The group, which runs the department store chain and Waitrose supermarkets, recorded a £78m loss before exceptional items for the year to 28 January.
It represented a slump from a £181m profit in the previous year, with John Lewis blaming “inflationary pressures”.
7am: National World
National World, publisher of newspaper titles including The Scotsman, said it is making progress towards a “digital only model” and is pursuing acquisition opportunities.
Despite total revenue being down 9% year on year, due to economic conditions, the company said it had met its EBITDA target for January and February. Trading is expected to remain challenging for the first half.

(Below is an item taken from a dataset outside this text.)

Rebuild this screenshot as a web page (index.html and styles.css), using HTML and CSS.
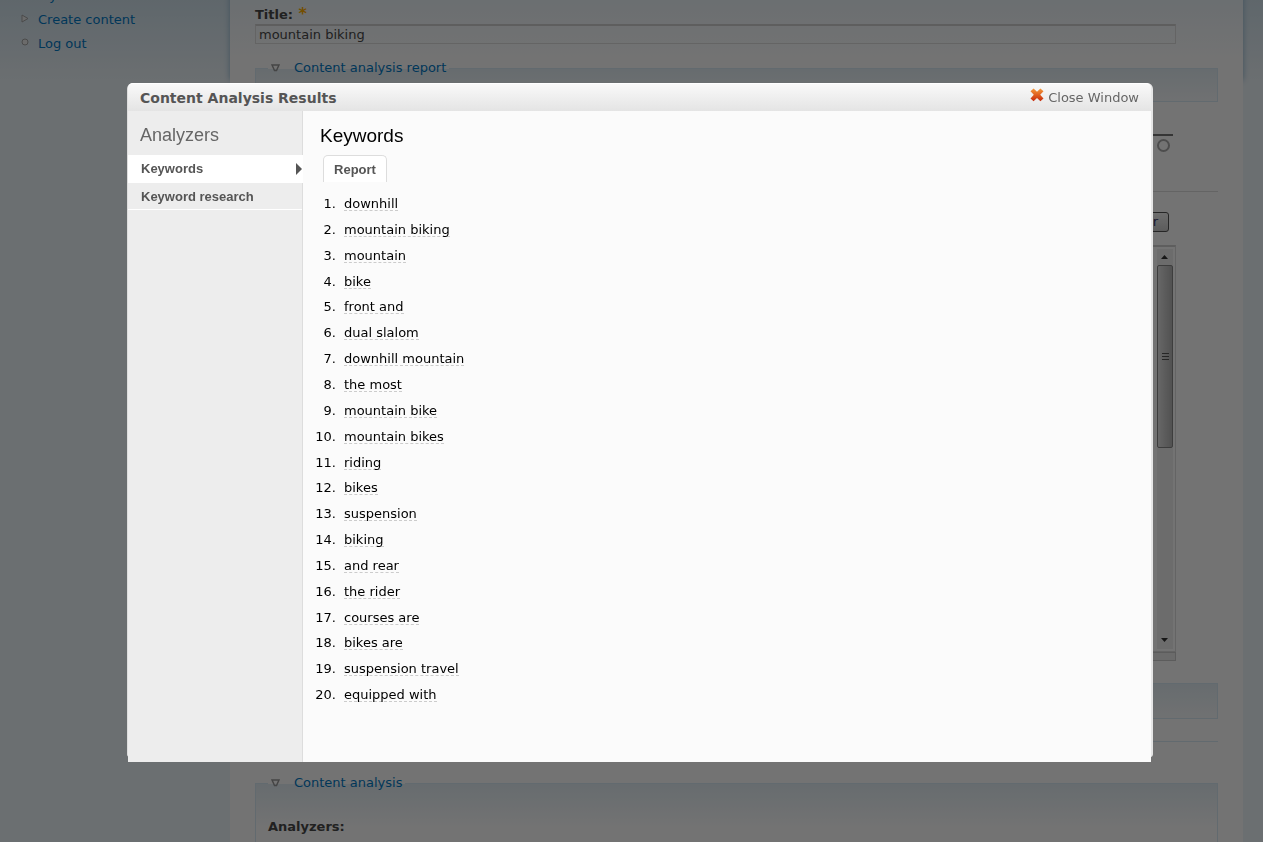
FILE: index.html
```html
<!DOCTYPE html>
<html lang="en">
<head>
  <meta charset="UTF-8">
  <meta name="viewport" content="width=device-width, initial-scale=1.0">
  <title>Content Analysis Results</title>
  <link rel="stylesheet" href="styles.css">
</head>
<body>
  <div class="page">
    <nav class="sidebar">
      <ul class="menu">
        <li><a href="#">My account</a></li>
        <li>
          <svg width="8" height="9" viewBox="0 0 8 9"><path d="M1 1 L7 4.5 L1 8 Z"/></svg>
          <a href="#">Create content</a>
        </li>
        <li>
          <svg width="8" height="9" viewBox="0 0 8 9"><circle cx="4" cy="4" r="3"/></svg>
          <a href="#">Log out</a>
        </li>
      </ul>
    </nav>
    <main class="content">
      <form>
        <label class="field-label" for="title">Title: <span class="required">*</span></label>
        <input class="title-input" type="text" id="title" value="mountain biking">
        <fieldset class="report">
          <legend>
            <svg width="9" height="8" viewBox="0 0 9 8"><path d="M1 1 H8 L5.5 6.5 H3.5 Z"/></svg>
            <a href="#">Content analysis report</a>
          </legend>
        </fieldset>
        <div class="toolbar"><span class="ring"></span></div>
        <div class="split">
          <button type="button">Split summary at cursor</button>
        </div>
        <div class="editor">
          <textarea aria-label="Body"></textarea>
          <div class="scrollbar">
            <svg width="15" height="16" viewBox="0 0 15 16"><path d="M4 10 L7.5 6 L11 10 Z"/></svg>
            <div class="thumb"><i></i><i></i><i></i></div>
            <svg class="down" width="15" height="16" viewBox="0 0 15 16"><path d="M4 5 L7.5 9 L11 5 Z"/></svg>
          </div>
        </div>
        <div class="grippie"></div>
        <fieldset class="closed"></fieldset>
        <hr>
        <fieldset class="analysis">
          <legend>
            <svg width="9" height="8" viewBox="0 0 9 8"><path d="M1 1 H8 L5.5 6.5 H3.5 Z"/></svg>
            <a href="#">Content analysis</a>
          </legend>
          <b>Analyzers:</b>
        </fieldset>
      </form>
    </main>
  </div>

  <div class="modal-bg">
    <div class="modal" role="dialog" aria-labelledby="modalTitle">
      <div class="modal-header">
        <h1 id="modalTitle">Content Analysis Results</h1>
        <a class="close" href="#">
          <svg width="14" height="14" viewBox="0 0 14 14">
            <defs>
              <linearGradient id="cross" x1="0" y1="0" x2="0" y2="1">
                <stop offset="0" stop-color="#f39a3c"/>
                <stop offset="0.5" stop-color="#e0601f"/>
                <stop offset="1" stop-color="#c5290c"/>
              </linearGradient>
            </defs>
            <path fill="url(#cross)" d="M3.6 0.5 L7 3.8 L10.4 0.5 L13.5 3.2 L10.2 6.8 L13.5 10.4 L10.4 13.2 L7 10 L3.6 13.2 L0.5 10.4 L3.8 6.8 L0.5 3.2 Z"/>
          </svg>
          Close Window
        </a>
      </div>
      <div class="modal-body">
        <div class="analyzers">
          <h2>Analyzers</h2>
          <a class="analyzer active" href="#">Keywords</a>
          <a class="analyzer" href="#">Keyword research</a>
        </div>
        <div class="results">
          <h2>Keywords</h2>
          <a class="tab" href="#">Report</a>
          <ol class="keywords">
            <li><a href="#">downhill</a></li>
            <li><a href="#">mountain biking</a></li>
            <li><a href="#">mountain</a></li>
            <li><a href="#">bike</a></li>
            <li><a href="#">front and</a></li>
            <li><a href="#">dual slalom</a></li>
            <li><a href="#">downhill mountain</a></li>
            <li><a href="#">the most</a></li>
            <li><a href="#">mountain bike</a></li>
            <li><a href="#">mountain bikes</a></li>
            <li><a href="#">riding</a></li>
            <li><a href="#">bikes</a></li>
            <li><a href="#">suspension</a></li>
            <li><a href="#">biking</a></li>
            <li><a href="#">and rear</a></li>
            <li><a href="#">the rider</a></li>
            <li><a href="#">courses are</a></li>
            <li><a href="#">bikes are</a></li>
            <li><a href="#">suspension travel</a></li>
            <li><a href="#">equipped with</a></li>
          </ol>
        </div>
      </div>
    </div>
  </div>
</body>
</html>
```
FILE: styles.css
```css
* { box-sizing: border-box; }
body { margin: 0; font: 13px/20px Verdana, "DejaVu Sans", sans-serif; color: #494949; height: 100vh; overflow: hidden; background: #edf5fa linear-gradient(#d3e4ee, #edf5fa) no-repeat 0 0 / 100% 80px; }
a { color: #027ac6; text-decoration: none; }

/* page behind the dialog */
.page { display: flex; height: 100vh; overflow: hidden; padding-right: 20px; }
.sidebar { width: 230px; flex: none; }
.menu { list-style: none; margin: -16px 0 0; padding: 0 0 0 20px; }
.menu li { display: flex; align-items: center; height: 24px; gap: 9px; padding-left: 1px; }
.menu li:first-child { padding-left: 18px; }
.menu svg { fill: #eee; stroke: #a4a4a4; margin-bottom: 4px; }
.content { flex: 1; padding: 5px 25px 0; background: #fff linear-gradient(#edf5fa, #fff) no-repeat 0 0 / 100% 60px; box-shadow: 0 calc(80px - 100vh) 6px #8fb4cc; }
.field-label { display: block; height: 19px; font-weight: bold; }
.required { margin-left: 1px; font-size: 16px; line-height: 16px; color: #ffae00; }
.title-input { display: block; width: calc(100% - 42px); height: 20px; padding: 0 3px; border: 1px solid #ddd; border-top: 2px solid #d0d0d0; background: transparent; font: inherit; color: #494949; }
fieldset { margin: 0; padding: 0 12px; border: 1px solid #d9eaf5; background: linear-gradient(#e4eff6, #fff) no-repeat 0 0 / 100% 44px; }
legend { display: flex; align-items: center; gap: 14px; height: 20px; padding: 0 3px; }
legend svg { fill: none; stroke: #999; stroke-width: 1.5; }
.report { height: 44px; margin-top: 14px; }
.toolbar { display: flex; justify-content: flex-end; align-items: center; height: 20px; margin: 32px 45px 0 0; padding-right: 3px; border-top: 2px solid #777; }
.ring { width: 13px; height: 13px; border: 2px solid #aaa; border-radius: 50%; }
.split { display: flex; justify-content: flex-end; margin-top: 37px; padding: 20px 49px 13px 0; border-top: 1px solid #ddd; }
.split button { height: 20px; padding: 0 10px; border: 1px solid #555; border-radius: 3px; background: linear-gradient(#f4f4f4, #ccc); font: inherit; line-height: 16px; color: #336; }
.editor { display: flex; height: 407px; margin-right: 42px; padding: 2px; border: 1px solid #ddd; border-top: 2px solid #d0d0d0; }
.editor textarea { flex: 1; border: 0; resize: none; background: none; }
.scrollbar { display: flex; flex-direction: column; width: 16px; background: #f0f0f0; }
.scrollbar svg { fill: #333; flex: none; }
.scrollbar .down { margin-top: auto; }
.thumb { height: 183px; display: flex; flex-direction: column; align-items: center; justify-content: center; gap: 2px; border: 1px solid #888; border-radius: 2px; background: linear-gradient(90deg, #e4e4e4, #b4b4b4); }
.thumb i { width: 7px; height: 1px; background: #555; }
.grippie { height: 9px; margin-right: 42px; border: 1px solid #ccc; background: #eee; }
.closed { height: 36px; margin-top: 22px; }
hr { margin: 22px 0 31px; border: 0; border-top: 1px solid #d9eaf5; }
.analysis { height: 120px; }
.analysis b { display: block; margin-top: 24px; }

/* dialog */
.modal-bg { position: fixed; inset: 0; padding: 83px 110px 80px 127px; background: rgba(0,0,0,0.55); }
.modal { display: flex; flex-direction: column; height: 674px; border-left: 1px solid #ddd; border-right: 2px solid #e6e6e6; border-radius: 6px 6px 3px 3px; background: #ededed; }
.modal-header { flex: none; display: flex; align-items: center; justify-content: space-between; height: 28px; padding: 1px 12px 0; border-top: 1px solid #fff; border-radius: 5px 5px 0 0; background: linear-gradient(#f9f9f9, #e4e4e4); }
.modal-header h1 { margin: 0; font-size: 14px; color: #555; }
.close { display: flex; gap: 4px; color: #666; }
.modal-body { display: flex; flex: 1 0 auto; height: 651px; background: #fbfbfb; }
.modal h2 { margin: 0; font: 18px/20px "Liberation Sans", Arial, sans-serif; }
.analyzers { width: 175px; padding-top: 14px; border-right: 1px solid #ddd; background: #ededed; }
.analyzers h2 { margin: 0 12px 10px; color: #666; }
.analyzer { display: block; height: 27px; padding-left: 13px; border-bottom: 1px solid #fff; font: bold 13px/28px "Liberation Sans", Arial, sans-serif; color: #555; }
.analyzer.active { display: flex; align-items: center; justify-content: space-between; height: 28px; margin-right: -1px; background: #fff; }
.analyzer.active::after { content: ""; border: 6px solid transparent; border-left-color: #555; border-right: 0; margin-right: 1px; }
.results { flex: 1; padding: 15px 17px; }
.modal .results h2 { font-size: 19px; color: #000; }
.tab { display: block; width: 64px; height: 27px; margin: 9px 0 10px 3px; border: 1px solid #ddd; border-bottom: 0; border-radius: 5px 5px 0 0; background: #fff; text-align: center; font: bold 13px/27px "Liberation Sans", Arial, sans-serif; color: #555; }
.keywords { display: grid; grid-auto-rows: 1fr; height: 517px; margin: 0; padding-left: 20px; line-height: 24px; color: #000; }
.keywords a { display: inline-block; margin-left: 4px; border-bottom: 1px dashed #ccc; line-height: 12px; color: #000; }
```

Estate agency Savills said it expected a tough first half as it reported a fall in annual profits.
The company said pre-tax profit for the year to 31 December fell 16% to £154m, slightly better than expected. Revenue rose 7% to £2.3bn.
“In the year ahead, challenging macro conditions are expected to continue with inflation and interest rates remaining in focus for some time,” Savills said.
“As a result, the speed at which individual investment markets adjust to the cost of debt is uncertain, although certain markets, such as the UK, are recalibrating faster than in the past, and will be helped by the lack of development supply and an overall trend to sustainability.”
Meal delivery company Deliveroo said it would make up to £50 million in core earnings this year after achieving a better-than-expected positive margin in the second half of 2022 as its focus on profitability started to pay off.
The company reported an adjusted core loss of £70.5 million (€80.2 million) for 2022, in line with analyst expectations.